The remaining checklist items are
specific to the AIXwindows systems.
- Does your client use
labels, buttons, or other output-only widgets to display translatable
messages?
If yes:
- Does your client use X
resource files to define the text of labels, buttons, or text widgets?
If yes:
- Put all resources that
need translation in one place.
- Consider using message
catalogs for the text strings. See the Message Facility Overview for Programming for more information.
- Do not use translated
color names, since color names are restricted to one encoding. The only
portable names are encoded in the portable character set.
- Put language-specific
resource files in /usr/lib/X11/%L/app-defaults/%N, where
%L is the name of the locale, such as fr_FR, and %N is
the name of the client.
- Is keyboard input
localized by language?
If yes:
- Invoke the
*XtSetLanguageProc subroutine in the following
manner:
XtSetLanguageProc(NULL, NULL, NULL);
- Use the
XmText or XmTextField widgets for all text input.
Some of the XmText
widgets' arguments are defined in terms of character length instead of
byte length. The cursor position is maintained in character position,
not byte position.
- Are you using the
XmDrawingArea widget to do localized input?
- Use the input method
subroutines to do input processing in different languages. See the Input Method Overview and the IMAuxDraw Callback
subroutine for more information.
- Does your client present
lists or labels consisting of localized text from user files rather than from
X resource files?
If yes:
- Does your program do
any presentation operations (Xlib drawing, printing, formatting, or editing)
on bidirectional text?
If yes:
- Use the
XmText or XmTextField in the Xm (Motif) library.
These widgets are enabled for bidirectional text. See "Layout (Bidirectional) Support in Xm (Motif) Library" in
AIX 5L Version 5.1 AIXwindows Programming Guide for more
information.
- If the Xm library can
not be used, use the layout subroutines to perform any re-ordering and shaping
on the text. See Introducing Layout Library Subroutines for more information.
- Store and communicate
the text in the implicit (logical) form. Some utilities (for example,
aixterm) support the visual form of bidirectional text, but most
NLS subroutines can not process the visual form of bidirectional text.
If the response to all the above
items is no, then the program probably has no NLS dependencies. In this
case, you may not need the locale-setting subroutine setlocale and the catalog facility subroutines catopen and catgets.

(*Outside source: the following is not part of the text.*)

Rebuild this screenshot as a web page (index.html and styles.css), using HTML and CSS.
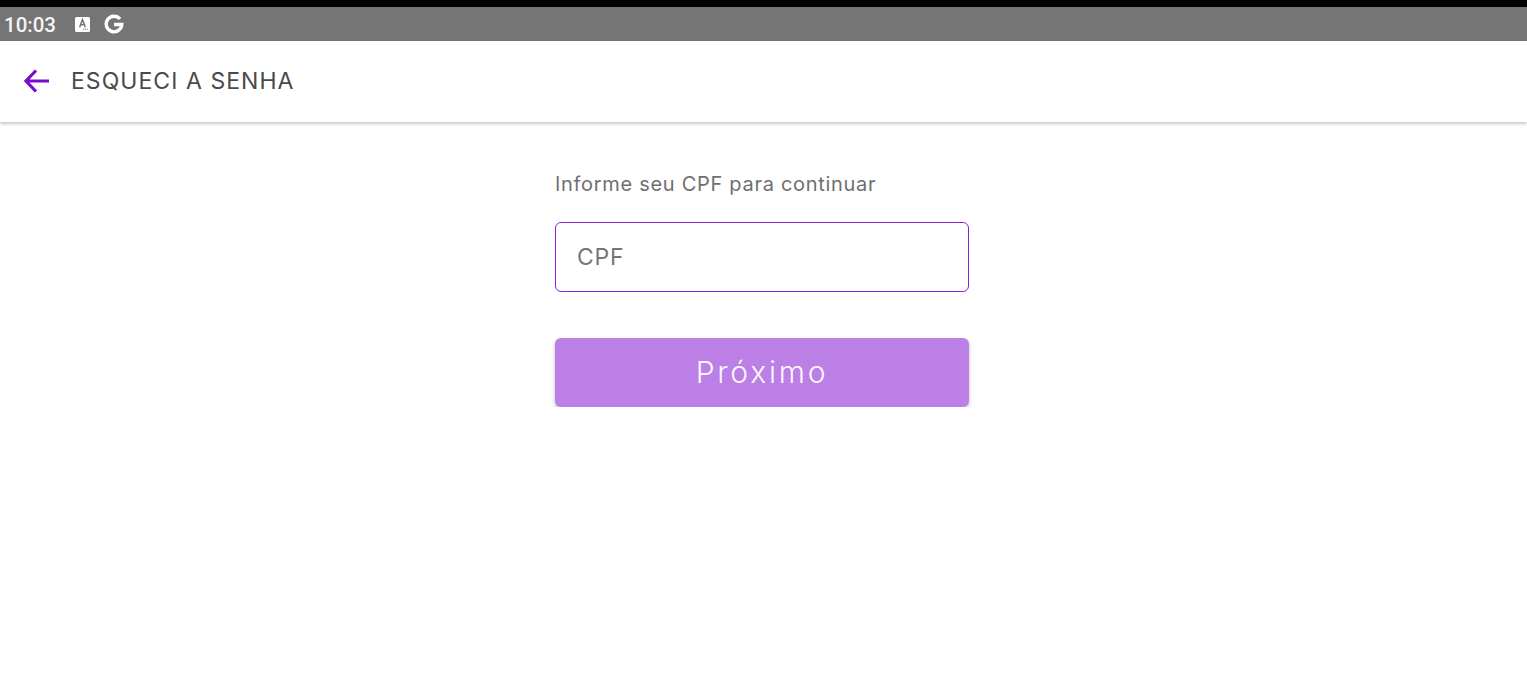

The following are suggestions on
how to make messages meaningful and concise:
- Plan for the translation
of all messages, including messages that are displayed on panels.
- Externalize
messages.
- Provide default
messages.
- Make each message in a
message source file be a complete entity. Building a message by
concatenating parts
together makes translation difficult.
- Use the $len
directive in the message source file to control the maximum display length of
the message text. (The $len directive is specific to the
Message Facility.)
- Allow sufficient space
for translated messages to be displayed. Translated messages often
occupy more display columns than the original message text. In general,
allow about 20% to 30% more space for translated messages, but in some cases
you may need to allow 100% more space for translated messages.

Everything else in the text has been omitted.